> _GIVEN TASK_
Copy the records below exactly, starting at the line that contains "Output the component" and ending at the line that contains "string; level: number;"; leave out any pictures.

+++ MATERIAL SHOWN

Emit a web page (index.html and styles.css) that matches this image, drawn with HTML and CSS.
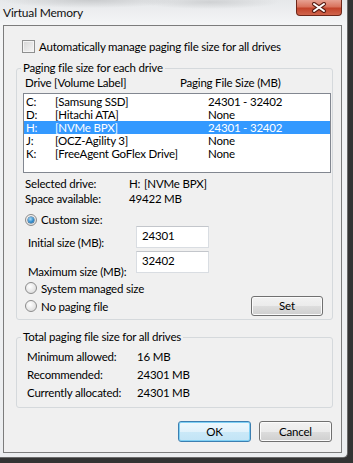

++++++
+++ MATERIAL SHOWN

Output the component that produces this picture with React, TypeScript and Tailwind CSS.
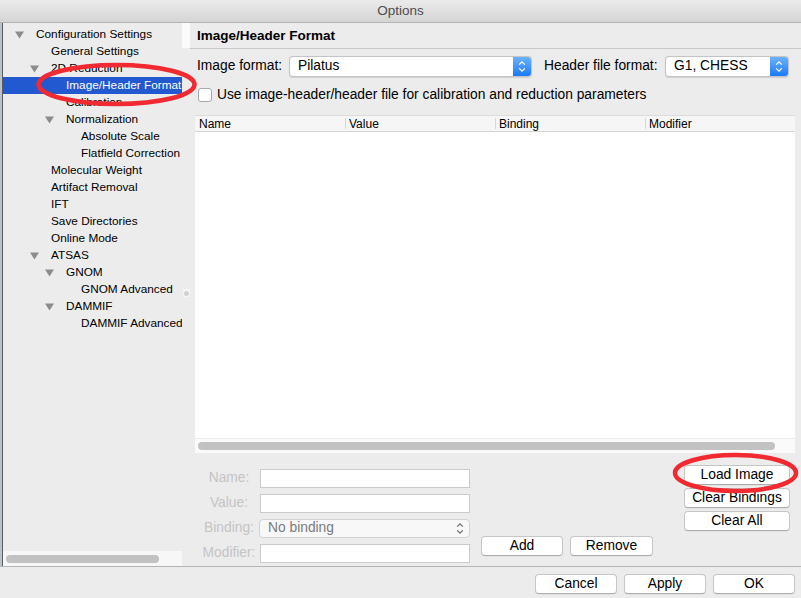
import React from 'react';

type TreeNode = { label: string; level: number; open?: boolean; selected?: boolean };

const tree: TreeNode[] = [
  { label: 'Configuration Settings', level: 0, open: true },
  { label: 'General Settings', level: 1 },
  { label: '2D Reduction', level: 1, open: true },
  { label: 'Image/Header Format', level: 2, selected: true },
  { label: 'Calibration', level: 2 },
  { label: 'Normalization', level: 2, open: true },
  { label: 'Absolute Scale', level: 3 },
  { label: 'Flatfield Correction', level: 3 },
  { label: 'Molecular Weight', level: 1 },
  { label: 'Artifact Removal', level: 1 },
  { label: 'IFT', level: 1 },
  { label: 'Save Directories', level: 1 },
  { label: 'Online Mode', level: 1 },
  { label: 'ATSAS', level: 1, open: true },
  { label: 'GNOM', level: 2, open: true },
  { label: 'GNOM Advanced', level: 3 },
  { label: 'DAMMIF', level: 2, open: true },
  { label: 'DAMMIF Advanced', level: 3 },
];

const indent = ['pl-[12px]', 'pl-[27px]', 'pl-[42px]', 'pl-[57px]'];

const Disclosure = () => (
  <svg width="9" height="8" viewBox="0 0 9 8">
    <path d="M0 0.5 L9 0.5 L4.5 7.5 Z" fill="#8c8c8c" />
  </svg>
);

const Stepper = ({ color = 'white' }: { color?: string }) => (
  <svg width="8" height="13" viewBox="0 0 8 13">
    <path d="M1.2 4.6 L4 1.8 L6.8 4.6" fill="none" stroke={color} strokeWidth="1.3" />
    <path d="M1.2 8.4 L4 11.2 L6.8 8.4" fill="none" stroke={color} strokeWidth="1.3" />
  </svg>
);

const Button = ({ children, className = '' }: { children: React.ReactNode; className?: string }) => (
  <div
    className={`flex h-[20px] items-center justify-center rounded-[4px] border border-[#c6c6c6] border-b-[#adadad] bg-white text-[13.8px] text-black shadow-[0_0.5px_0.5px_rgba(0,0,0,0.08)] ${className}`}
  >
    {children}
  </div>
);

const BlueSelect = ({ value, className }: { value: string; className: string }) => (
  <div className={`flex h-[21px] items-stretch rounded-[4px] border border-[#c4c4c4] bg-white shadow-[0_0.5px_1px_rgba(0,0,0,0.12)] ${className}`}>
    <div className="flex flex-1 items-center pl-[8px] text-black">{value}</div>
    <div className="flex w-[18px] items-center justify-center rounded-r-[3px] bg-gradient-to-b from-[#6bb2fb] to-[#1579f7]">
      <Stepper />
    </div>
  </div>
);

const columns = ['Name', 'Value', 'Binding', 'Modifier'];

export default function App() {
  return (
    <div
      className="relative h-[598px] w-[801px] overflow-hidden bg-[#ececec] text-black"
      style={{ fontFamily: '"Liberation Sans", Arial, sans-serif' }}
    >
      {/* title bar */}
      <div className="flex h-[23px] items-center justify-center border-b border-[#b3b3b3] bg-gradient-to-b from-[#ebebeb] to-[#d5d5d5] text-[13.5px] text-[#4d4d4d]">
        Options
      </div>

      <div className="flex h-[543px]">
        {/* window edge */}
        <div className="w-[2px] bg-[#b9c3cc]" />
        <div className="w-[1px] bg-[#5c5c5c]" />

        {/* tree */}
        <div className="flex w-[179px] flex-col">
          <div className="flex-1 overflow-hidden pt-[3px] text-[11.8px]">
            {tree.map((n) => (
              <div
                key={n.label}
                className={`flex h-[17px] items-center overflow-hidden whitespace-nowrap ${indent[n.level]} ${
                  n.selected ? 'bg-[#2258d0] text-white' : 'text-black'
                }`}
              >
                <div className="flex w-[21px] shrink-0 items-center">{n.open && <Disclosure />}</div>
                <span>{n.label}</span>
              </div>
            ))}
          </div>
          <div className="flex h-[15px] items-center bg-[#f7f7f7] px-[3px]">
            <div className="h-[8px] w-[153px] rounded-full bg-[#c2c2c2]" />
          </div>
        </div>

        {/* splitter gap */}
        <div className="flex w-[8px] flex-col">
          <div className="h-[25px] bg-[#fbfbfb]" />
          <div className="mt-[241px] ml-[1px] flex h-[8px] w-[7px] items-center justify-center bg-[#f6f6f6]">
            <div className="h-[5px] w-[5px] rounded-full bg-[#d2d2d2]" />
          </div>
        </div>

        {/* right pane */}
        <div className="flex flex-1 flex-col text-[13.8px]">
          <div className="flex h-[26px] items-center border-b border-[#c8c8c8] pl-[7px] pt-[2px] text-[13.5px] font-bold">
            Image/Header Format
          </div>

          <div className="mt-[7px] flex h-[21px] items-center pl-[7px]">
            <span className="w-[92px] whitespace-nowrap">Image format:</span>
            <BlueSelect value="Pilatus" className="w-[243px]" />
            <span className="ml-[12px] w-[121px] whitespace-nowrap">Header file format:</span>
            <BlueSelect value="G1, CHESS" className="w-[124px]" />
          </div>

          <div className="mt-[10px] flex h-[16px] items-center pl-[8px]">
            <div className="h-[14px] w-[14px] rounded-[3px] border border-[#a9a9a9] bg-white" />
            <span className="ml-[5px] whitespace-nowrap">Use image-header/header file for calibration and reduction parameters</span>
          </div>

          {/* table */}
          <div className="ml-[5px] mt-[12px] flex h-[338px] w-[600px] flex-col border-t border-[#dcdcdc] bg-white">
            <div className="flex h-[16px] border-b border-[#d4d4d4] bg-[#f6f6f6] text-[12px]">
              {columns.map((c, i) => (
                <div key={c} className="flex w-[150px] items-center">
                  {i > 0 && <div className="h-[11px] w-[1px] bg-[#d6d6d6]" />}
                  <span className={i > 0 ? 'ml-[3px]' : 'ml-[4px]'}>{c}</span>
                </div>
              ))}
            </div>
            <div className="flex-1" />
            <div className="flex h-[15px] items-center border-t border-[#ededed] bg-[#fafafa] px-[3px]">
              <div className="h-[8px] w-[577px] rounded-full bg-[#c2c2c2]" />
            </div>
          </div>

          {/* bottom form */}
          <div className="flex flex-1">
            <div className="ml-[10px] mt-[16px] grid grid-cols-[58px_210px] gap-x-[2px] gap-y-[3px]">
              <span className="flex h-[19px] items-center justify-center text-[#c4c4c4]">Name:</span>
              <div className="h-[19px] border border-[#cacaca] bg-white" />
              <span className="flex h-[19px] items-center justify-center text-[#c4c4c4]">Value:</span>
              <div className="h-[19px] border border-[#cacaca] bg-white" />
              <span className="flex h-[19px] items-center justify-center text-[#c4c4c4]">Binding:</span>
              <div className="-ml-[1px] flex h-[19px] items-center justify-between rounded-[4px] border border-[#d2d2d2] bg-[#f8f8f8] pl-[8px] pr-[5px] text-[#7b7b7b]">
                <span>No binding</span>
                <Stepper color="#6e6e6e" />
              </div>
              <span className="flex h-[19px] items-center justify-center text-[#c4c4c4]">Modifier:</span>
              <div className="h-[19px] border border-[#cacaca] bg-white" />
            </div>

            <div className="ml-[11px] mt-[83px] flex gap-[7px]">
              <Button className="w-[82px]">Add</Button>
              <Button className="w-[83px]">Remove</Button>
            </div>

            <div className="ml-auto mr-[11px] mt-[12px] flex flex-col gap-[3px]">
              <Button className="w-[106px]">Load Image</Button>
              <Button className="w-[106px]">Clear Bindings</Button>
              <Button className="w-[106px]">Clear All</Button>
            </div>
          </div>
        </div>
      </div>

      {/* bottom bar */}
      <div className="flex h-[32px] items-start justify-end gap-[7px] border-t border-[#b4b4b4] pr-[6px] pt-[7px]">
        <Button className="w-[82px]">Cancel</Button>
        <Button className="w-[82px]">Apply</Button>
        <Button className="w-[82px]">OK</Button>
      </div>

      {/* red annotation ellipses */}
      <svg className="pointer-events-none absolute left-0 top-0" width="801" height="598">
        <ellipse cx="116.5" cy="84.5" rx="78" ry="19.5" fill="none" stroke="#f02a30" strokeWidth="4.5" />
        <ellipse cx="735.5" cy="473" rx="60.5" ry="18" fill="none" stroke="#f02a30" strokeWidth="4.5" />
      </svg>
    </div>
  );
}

++++++
+++ MATERIAL SHOWN

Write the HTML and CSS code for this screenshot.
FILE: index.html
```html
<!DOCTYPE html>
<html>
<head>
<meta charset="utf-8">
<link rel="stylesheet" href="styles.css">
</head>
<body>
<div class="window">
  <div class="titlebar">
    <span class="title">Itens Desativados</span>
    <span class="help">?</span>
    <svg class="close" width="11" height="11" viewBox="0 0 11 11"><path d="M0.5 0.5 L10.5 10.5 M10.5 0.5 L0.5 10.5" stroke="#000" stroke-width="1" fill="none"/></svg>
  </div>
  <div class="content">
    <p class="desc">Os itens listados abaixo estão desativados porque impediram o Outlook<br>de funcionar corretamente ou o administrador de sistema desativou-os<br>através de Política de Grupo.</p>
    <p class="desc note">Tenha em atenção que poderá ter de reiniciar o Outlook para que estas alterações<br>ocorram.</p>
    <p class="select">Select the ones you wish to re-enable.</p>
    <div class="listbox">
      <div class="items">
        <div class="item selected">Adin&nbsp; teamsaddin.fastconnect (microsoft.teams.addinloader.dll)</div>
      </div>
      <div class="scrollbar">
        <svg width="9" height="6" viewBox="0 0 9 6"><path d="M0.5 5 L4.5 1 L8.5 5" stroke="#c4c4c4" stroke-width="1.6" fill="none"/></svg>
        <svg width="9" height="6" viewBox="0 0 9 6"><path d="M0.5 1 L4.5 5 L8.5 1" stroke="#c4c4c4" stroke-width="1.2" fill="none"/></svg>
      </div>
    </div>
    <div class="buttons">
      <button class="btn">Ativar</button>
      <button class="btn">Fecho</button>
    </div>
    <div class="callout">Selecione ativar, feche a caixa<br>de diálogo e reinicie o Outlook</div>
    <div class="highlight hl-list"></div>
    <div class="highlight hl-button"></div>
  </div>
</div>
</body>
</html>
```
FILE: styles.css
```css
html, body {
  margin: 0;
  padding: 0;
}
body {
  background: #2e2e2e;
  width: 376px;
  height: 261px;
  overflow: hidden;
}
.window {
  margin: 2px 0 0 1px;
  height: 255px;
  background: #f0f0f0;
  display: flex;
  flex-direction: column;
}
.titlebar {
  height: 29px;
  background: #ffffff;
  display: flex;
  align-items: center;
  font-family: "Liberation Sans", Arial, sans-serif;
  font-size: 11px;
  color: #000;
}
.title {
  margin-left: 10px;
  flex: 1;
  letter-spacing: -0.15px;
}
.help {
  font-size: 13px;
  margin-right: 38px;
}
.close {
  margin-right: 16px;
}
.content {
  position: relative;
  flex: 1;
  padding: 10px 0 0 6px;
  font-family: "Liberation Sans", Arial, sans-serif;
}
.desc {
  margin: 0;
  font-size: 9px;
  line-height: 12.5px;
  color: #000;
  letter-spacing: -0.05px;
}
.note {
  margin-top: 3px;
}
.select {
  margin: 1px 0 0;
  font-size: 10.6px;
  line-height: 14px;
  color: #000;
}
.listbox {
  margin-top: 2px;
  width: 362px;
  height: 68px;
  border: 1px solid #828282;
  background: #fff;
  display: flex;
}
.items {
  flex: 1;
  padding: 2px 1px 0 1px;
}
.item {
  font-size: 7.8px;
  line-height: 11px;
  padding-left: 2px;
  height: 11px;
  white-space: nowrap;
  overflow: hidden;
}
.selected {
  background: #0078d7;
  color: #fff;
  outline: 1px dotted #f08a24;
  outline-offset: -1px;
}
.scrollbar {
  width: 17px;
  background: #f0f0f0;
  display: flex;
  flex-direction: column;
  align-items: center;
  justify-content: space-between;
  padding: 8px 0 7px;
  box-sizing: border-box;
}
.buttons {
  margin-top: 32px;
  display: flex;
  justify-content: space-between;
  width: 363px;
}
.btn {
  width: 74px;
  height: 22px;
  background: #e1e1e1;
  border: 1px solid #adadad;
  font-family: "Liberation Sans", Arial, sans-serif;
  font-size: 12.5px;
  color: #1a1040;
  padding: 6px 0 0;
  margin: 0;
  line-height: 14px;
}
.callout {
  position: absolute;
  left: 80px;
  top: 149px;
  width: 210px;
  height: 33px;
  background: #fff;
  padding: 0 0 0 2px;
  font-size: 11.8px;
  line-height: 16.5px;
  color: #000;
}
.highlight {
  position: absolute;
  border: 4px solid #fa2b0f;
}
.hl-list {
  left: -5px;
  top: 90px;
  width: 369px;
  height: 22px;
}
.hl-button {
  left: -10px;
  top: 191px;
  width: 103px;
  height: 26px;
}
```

++++++

> _SOLUTION TO THE PROBLEM_
Output the component that produces this picture with React, TypeScript and Tailwind CSS.
import React from 'react';

type TreeNode = { label: string; level: number; open?: boolean; selected?: boolean };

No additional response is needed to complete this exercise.